Princess Cruises headquarters in Santa Clarita

Princess Cruises began in 1965, when founder Stanley McDonald chartered Canadian Pacific Limited's Alaska cruise ship Princess Patricia for Mexican Riviera cruises from Los Angeles during a time when she would have usually been laid up for the winter.[3] However, Princess Pat, as she was fondly called, had never been designed for tropical cruising, lacking air-conditioning, and Princess ended her charter in favor of a more purpose-built cruise ship Italia.

Princess, who marketed the ship as Princess Italia, but never officially renamed her, used the ship to inaugurate their Mexican Riviera cruises out of Los Angeles and did not receive the Princess logo on her funnel until 1967.[3]

In 1969, Princess Italia was used on Alaskan cruises from San Francisco, but by 1973, the charter was canceled, and Italia returned to Europe on charter to Costa Cruise Line.[3]

Princess's third charter ship was none other than Costa's Carla C. Originally, Compagnie Générale Transatlantique's SS Flandre, the ship had been purchased by Costa in the late 1960s and given a major rebuilding. Almost immediately after completion, the ship was chartered to Princess, and it was on board the ship, which was marketed as, but again not officially renamed, Princess Carla, that Jeraldine Saunders wrote the first chapters of her nonfiction book The Love Boats.

Britain's Peninsular & Oriental Steam Navigation Company (P&O), which by 1960 was the world's largest shipping company, with 320 oceangoing vessels, acquired Princess Cruise Lines in 1974 and their Spirit of London (originally to have been Norwegian Cruise Line's Seaward) was transferred to the Princess fleet, becoming the first Sun Princess.[3]

The two ships that were to be featured heavily in the television series The Love Boat were built in 1971 at Nordseewerke for Flagship Cruises and originally named the Sea Venture (for the original Sea Venture, the 1609 wreck of which resulted in the settlement of Bermuda) and Island Venture. In 1974, P&O purchased them for their Princess division, and they served as Island Princess and Pacific Princess respectively.

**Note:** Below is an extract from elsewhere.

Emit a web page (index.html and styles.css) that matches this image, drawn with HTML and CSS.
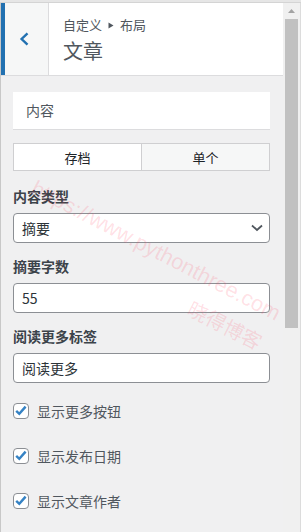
FILE: index.html
```html
<!DOCTYPE html>
<html lang="zh-CN">
<head>
<meta charset="utf-8">
<title>文章</title>
<link rel="stylesheet" href="styles.css">
</head>
<body>
<div class="app">
  <div class="topbar"></div>
  <div class="row">
    <div class="panel">
      <div class="header">
        <div class="back">
          <svg width="10" height="16" viewBox="0 0 10 16"><path d="M8.5 2.3 L2.6 8 L8.5 13.7" fill="none" stroke="#2271b1" stroke-width="2.4"/></svg>
        </div>
        <div class="title">
          <div class="crumb">自定义<svg class="tri" width="6" height="7" viewBox="0 0 6 7"><path d="M0.5 0.5 L5.5 3.5 L0.5 6.5 Z" fill="#50575e"/></svg>布局</div>
          <h3 class="heading">文章</h3>
        </div>
      </div>
      <div class="content">
        <div class="section-title">内容</div>
        <div class="tabs">
          <div class="tab tab-active">存档</div>
          <div class="tab">单个</div>
        </div>
        <div class="field field-first">
          <label class="label">内容类型</label>
          <div class="control select">
            <span>摘要</span>
            <svg width="12" height="8" viewBox="0 0 12 8"><path d="M1 1.5 L6 6 L11 1.5" fill="none" stroke="#50575e" stroke-width="1.8"/></svg>
          </div>
        </div>
        <div class="field">
          <label class="label">摘要字数</label>
          <input class="control" type="text" value="55">
        </div>
        <div class="field">
          <label class="label">阅读更多标签</label>
          <input class="control" type="text" value="阅读更多">
        </div>
        <div class="checks">
          <div class="check"><span class="box"><svg width="14" height="14" viewBox="0 0 14 14"><path d="M2.2 6.8 L5.3 9.8 L11.6 2.6" fill="none" stroke="#3582c4" stroke-width="2.4"/></svg></span>显示更多按钮</div>
          <div class="check"><span class="box"><svg width="14" height="14" viewBox="0 0 14 14"><path d="M2.2 6.8 L5.3 9.8 L11.6 2.6" fill="none" stroke="#3582c4" stroke-width="2.4"/></svg></span>显示发布日期</div>
          <div class="check"><span class="box"><svg width="14" height="14" viewBox="0 0 14 14"><path d="M2.2 6.8 L5.3 9.8 L11.6 2.6" fill="none" stroke="#3582c4" stroke-width="2.4"/></svg></span>显示文章作者</div>
        </div>
      </div>
    </div>
    <div class="scroll">
      <svg class="arrow" width="7" height="4" viewBox="0 0 7 4"><path d="M0 4 L3.5 0 L7 4 Z" fill="#a3a3a3"/></svg>
      <div class="thumb"></div>
    </div>
  </div>
  <span class="wm wm-url">https://www.pythonthree.com</span>
  <span class="wm wm-cn">晓得博客</span>
</div>
</body>
</html>
```
FILE: styles.css
```css
* { box-sizing: border-box; }
body {
  margin: 0;
  background: #f0f0f1;
  font-family: "Noto Sans CJK SC", "Noto Sans", sans-serif;
}
.app {
  position: relative;
  width: 301px;
  height: 532px;
  overflow: hidden;
  display: flex;
  flex-direction: column;
}
.topbar {
  flex: none;
  height: 3px;
  background: #e6e6e6;
  border-bottom: 1px solid #d4d4d4;
}
.row {
  flex: 1;
  display: flex;
  min-height: 0;
}
.panel {
  width: 283px;
  border-left: 1px solid #c8c8c8;
  background: #f0f0f1;
}
.header {
  display: flex;
  height: 73px;
  background: #fff;
  border-bottom: 1px solid #dcdcde;
}
.back {
  width: 48px;
  flex: none;
  background: #f6f7f7;
  border-left: 4px solid #2271b1;
  border-right: 1px solid #dcdcde;
  display: flex;
  align-items: center;
  padding-left: 14px;
}
.back svg { display: block; }
.title {
  padding: 13px 10px 0 14px;
}
.crumb {
  font-size: 13px;
  line-height: 18px;
  color: #50575e;
  display: flex;
  align-items: center;
}
.tri {
  margin: 0 6px;
  display: block;
}
.heading {
  margin: 4px 0 0;
  font-size: 20px;
  line-height: 26px;
  font-weight: 400;
  color: #50575e;
}
.content {
  padding: 16px 13px 0 12px;
}
.section-title {
  height: 38px;
  background: #fff;
  border-bottom: 1px solid #dcdcde;
  padding-left: 13px;
  font-size: 14px;
  line-height: 37px;
  color: #50575e;
}
.tabs {
  margin-top: 13px;
  height: 28px;
  display: flex;
  border: 1px solid #cfcfd1;
}
.tab {
  flex: 1;
  display: flex;
  align-items: center;
  justify-content: center;
  font-size: 13px;
  color: #1d2327;
  background: #f6f7f7;
}
.tab-active {
  background: #fff;
  border-right: 1px solid #cfcfd1;
}
.field { margin-top: 13px; }
.field-first { margin-top: 15px; }
.label {
  display: block;
  font-size: 14px;
  font-weight: 700;
  line-height: 20px;
  color: #3c434a;
  margin-bottom: 7px;
}
.control {
  display: flex;
  align-items: center;
  width: 100%;
  height: 30px;
  margin: 0;
  border: 1px solid #8c8f94;
  border-radius: 4px;
  background: #fff;
  padding: 0 8px;
  font-family: "Noto Sans CJK SC", "Noto Sans", sans-serif;
  font-size: 14px;
  color: #2c3338;
  outline: none;
}
.select {
  justify-content: space-between;
  padding-right: 6px;
}
.select svg { display: block; }
.checks {
  margin-top: 18px;
  display: flex;
  flex-direction: column;
  gap: 25px;
}
.check {
  display: flex;
  align-items: center;
  gap: 8px;
  height: 20px;
  font-size: 14px;
  color: #50575e;
}
.box {
  width: 16px;
  height: 16px;
  border: 1px solid #8c8f94;
  border-radius: 4px;
  background: #fff;
  display: flex;
  align-items: center;
  justify-content: center;
}
.box svg { display: block; }
.scroll {
  width: 18px;
  background: #f0f0f0;
  border-right: 1px solid #dcdcdc;
  padding: 6px 2px 0;
  display: flex;
  flex-direction: column;
  align-items: center;
}
.arrow { display: block; }
.thumb {
  margin-top: 6px;
  width: 13px;
  height: 309px;
  background: #c1c1c1;
}
.wm {
  position: absolute;
  transform-origin: 0 0;
  white-space: nowrap;
  line-height: 1;
  color: rgba(255, 70, 100, 0.17);
  pointer-events: none;
}
.wm-url {
  left: 38px;
  top: 177px;
  transform: rotate(27.5deg);
  font-family: "Liberation Sans", sans-serif;
  font-size: 21.6px;
}
.wm-cn {
  left: 194px;
  top: 298px;
  transform: rotate(27deg);
  font-size: 20px;
}
```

A part-time addition to the Princess fleet was the former Swedish transatlantic liner Kungsholm, purchased by P&O from Flagship Cruises in 1978, and then restyled and rebuilt in Bremen as Sea Princess. She was initially based in Australia as a P&O ship until 1981 when her role there was taken over by Oriana. After that, she alternated between P&O and Princess colours as she moved between fleets. Sea Princess returned to the P&O UK fleet permanently and in 1995 and was renamed MV Victoria to allow a then-new Princess ship to be named Sea Princess.

The first P&O Princess Cruises purpose-built cruise ship was Royal Princess in 1984, the largest new British passenger ship in a decade, and one of the first, if not the first, ships to completely dispense with interior cabins.[3] The ship served in P&O Cruises fleet as Artemis until 2011. The Swan Hellenic Cruiseship Minerva II, originally built as the Renaissance Cruises R8 was renamed Royal Princess in 2007 after an extensive refit during a drydock in Gibraltar.

In 1986, P&O Princess Cruises acquired Tour Alaska, which operated on the Alaska Railroad. Based in Anchorage, Alaska, Princess Tours now operates ten luxury railcars with full-service scenic tours of Denali (formerly Mount McKinley) and can accommodate over 700 passengers per day.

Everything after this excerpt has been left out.